The Target hack of 2013 proved that security is more than simply protecting your consumer-facing online presence. Security is about protecting consumer data – regardless of how and where it is obtained, or where it is stored.  The media is now paying close attention, and will be quick to call out any and all that neglect to protect customer data and information.

So what can we learn from the 783 data breaches that occurred in 2014? Well, according to the Identity Theft Resource Center (ITRC), the top four causes of breaches were Hacking (29%), Subcontractor/Third Party (15.1 %), Accidental Exposure (11.5%), and Data in Transit (7.9%).

This has been interpreted in a couple of ways:

  • Hacking (29%) accounts for nearly 1/3 of all data breaches, so it’s best to put the majority of your security resources there…just to be safe.
  • Security resources should focus on the other three items in the top four. Combined, they account for 34.5% of all breaches, and all revolve around problems with training and/or process.

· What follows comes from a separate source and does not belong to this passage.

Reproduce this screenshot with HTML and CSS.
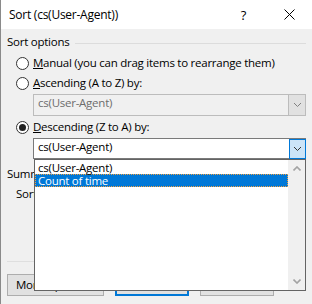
FILE: index.html
```html
<!DOCTYPE html>
<html>
<head>
<meta charset="utf-8">
<link rel="stylesheet" href="styles.css">
</head>
<body>
<div class="dialog">
  <div class="titlebar">
    <span class="title">Sort (cs(User-Agent))</span>
    <span class="tb-btn help">?</span>
    <span class="tb-btn close">
      <svg width="11" height="11" viewBox="0 0 11 11"><path d="M0.5 0.5 L10.5 10.5 M10.5 0.5 L0.5 10.5" stroke="#000" stroke-width="1" fill="none"/></svg>
    </span>
  </div>
  <div class="content">
    <div class="group-head"><span class="label">Sort options</span><div class="rule"></div></div>
    <div class="radio-row r1"><span class="radio"></span><span><u>M</u>anual (you can drag items to rearrange them)</span></div>
    <div class="radio-row r2"><span class="radio"></span><span><u>A</u>scending (A to Z) by:</span></div>
    <div class="combo disabled">
      <span class="combo-text">cs(User-Agent)</span>
      <span class="combo-btn"><svg width="7" height="4" viewBox="0 0 7 4"><polyline points="0,0 3.5,3.5 7,0" stroke="#808080" stroke-width="1" fill="none"/></svg></span>
    </div>
    <div class="radio-row r3"><span class="radio checked"></span><span><u>D</u>escending (Z to A) by:</span></div>
    <div class="combo-wrap">
      <div class="combo active">
        <span class="combo-text">cs(User-Agent)</span>
        <span class="combo-btn"><svg width="7" height="4" viewBox="0 0 7 4"><polyline points="0,0 3.5,3.5 7,0" stroke="#333" stroke-width="1" fill="none"/></svg></span>
      </div>
      <div class="dropdown">
        <div class="items">
          <div class="item">cs(User-Agent)</div>
          <div class="item sel">Count of time</div>
        </div>
        <div class="scrollbar">
          <div class="arrow"><svg width="8" height="5" viewBox="0 0 8 5"><polyline points="0.5,4.5 4,1 7.5,4.5" stroke="#a3a3a3" stroke-width="1.6" fill="none"/></svg></div>
          <div class="track"></div>
          <div class="arrow"><svg width="8" height="5" viewBox="0 0 8 5"><polyline points="0.5,0.5 4,4 7.5,0.5" stroke="#a3a3a3" stroke-width="1.6" fill="none"/></svg></div>
        </div>
      </div>
    </div>
    <div class="group-head summary"><span class="label">Summary</span><div class="rule"></div></div>
    <div class="summary-text">Sort cs(User-Agent) by Count of time in descending order</div>
    <div class="separator"></div>
    <div class="buttons">
      <button class="btn more">More Options...</button>
      <button class="btn ok">OK</button>
      <button class="btn cancel">Cancel</button>
    </div>
  </div>
</div>
</body>
</html>
```

FILE: styles.css
```css
* { box-sizing: border-box; }
html, body { margin: 0; padding: 0; }
body {
  width: 312px;
  height: 304px;
  overflow: hidden;
  background: #f0f0f0;
  font-family: "Open Sans", "Noto Sans", sans-serif;
  font-size: 11.5px;
  letter-spacing: -0.25px;
  color: #000;
}
.dialog {
  height: 304px;
  border-left: 1px solid #8a8a8a;
  background: #f0f0f0;
}
.titlebar {
  height: 29px;
  background: #fff;
  display: flex;
  align-items: center;
  padding-left: 8px;
}
.title { flex: 1; line-height: 16px; font-size: 12px; }
.tb-btn {
  width: 45px;
  height: 29px;
  display: flex;
  align-items: center;
  justify-content: center;
}
.help { font-size: 13px; line-height: 16px; }
.close { width: 46px; }
.content { padding: 5px 6px 0 6px; }
.group-head { display: flex; height: 16px; line-height: 16px; }
.group-head .rule {
  flex: 1;
  height: 1px;
  background: #dcdcdc;
  margin: 9px 0 0 6px;
}
.radio-row {
  display: flex;
  align-items: center;
  height: 20px;
  line-height: 16px;
  padding-left: 9px;
}
.r1 { margin-top: 3px; }
.r3 { height: 22px; }
.radio {
  width: 13px;
  height: 13px;
  border: 1px solid #333;
  border-radius: 50%;
  background: #fff;
  margin-right: 4px;
  display: flex;
  align-items: center;
  justify-content: center;
  flex: none;
}
.radio.checked::after {
  content: "";
  width: 7px;
  height: 7px;
  border-radius: 50%;
  background: #222;
}
.combo {
  display: flex;
  margin-left: 26px;
  border: 1px solid #7a7a7a;
  background: #fff;
  line-height: 16px;
}
.combo-text { flex: 1; padding-left: 4px; white-space: nowrap; }
.combo-btn {
  width: 17px;
  display: flex;
  align-items: center;
  justify-content: center;
  flex: none;
}
.combo.disabled {
  height: 22px;
  margin-top: 1px;
  background: #f0f0f0;
  border-color: #bcbcbc;
  color: #6d6d6d;
}
.combo.disabled .combo-btn {
  background: #e1e1e1;
  border-left: 1px solid #bcbcbc;
  margin-right: 0;
}
.combo-wrap { position: relative; }
.combo.active { height: 21px; }
.combo.active .combo-btn {
  border: 1px solid #0078d7;
  background: #cce4f7;
  margin: 0 -1px -1px 0;
}
.dropdown {
  position: absolute;
  z-index: 2;
  top: 100%;
  left: 27px;
  right: 0;
  height: 132px;
  border: 1px solid #646464;
  background: #fff;
  display: flex;
}
.items { flex: 1; padding-top: 1px; }
.item {
  height: 13px;
  line-height: 13px;
  padding-left: 3px;
  white-space: nowrap;
}
.item.sel {
  background: #0078d7;
  color: #fff;
  border: 1px dotted #f0a040;
  padding-left: 2px;
  line-height: 11px;
}
.scrollbar {
  width: 17px;
  background: #f0f0f0;
  display: flex;
  flex-direction: column;
}
.arrow {
  height: 17px;
  display: flex;
  align-items: center;
  justify-content: center;
}
.track { flex: 1; }
.summary { margin-top: 7px; }
.summary-text {
  margin-top: 4px;
  padding-left: 9px;
  line-height: 16px;
  height: 16px;
  white-space: nowrap;
  overflow: hidden;
}
.separator {
  margin-top: 59px;
  height: 1px;
  background: #dfdfdf;
}
.buttons {
  margin-top: 12px;
  display: flex;
  gap: 11px;
}
.btn {
  height: 22px;
  width: 74px;
  border: 1px solid #adadad;
  background: #e1e1e1;
  font-family: inherit;
  font-size: inherit;
  letter-spacing: inherit;
  color: #000;
  line-height: 16px;
  padding: 0;
}
.btn.more { width: 97px; }
.btn.ok { border: 2px solid #0078d7; }
```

The truth is that no one will complain if you’re doing everything you can to protect your company from hackers. Executives know about the hacks and expect their folks to respond.  Plus, hacking gets all the good press. But the rest of the truth is, focusing on hacking while neglecting training and procedures is like putting iron bars on the front door of your home and then completely removing your back door.

So what can we learn from the year of the data breach? Well, while hacking is still a major problem behind data breaches, it’s not the only one. In fact, the majority of breaches happen because employees or business partners aren’t aware of security best practices, policies, and procedures. So in addition to investing in protection against hackers, companies must continually educate employees on how to treat sensitive information.  They must also begin to require their business partners to do the same and ask for proof that training took place.

There’s no question that eCommerce security will be a two-front war in 2015 and beyond.  And paying close attention to all the battles being waged will be the only way to ensure the safest possible environment possible for online shoppers while protecting your company from an onslaught of negative media scrutiny.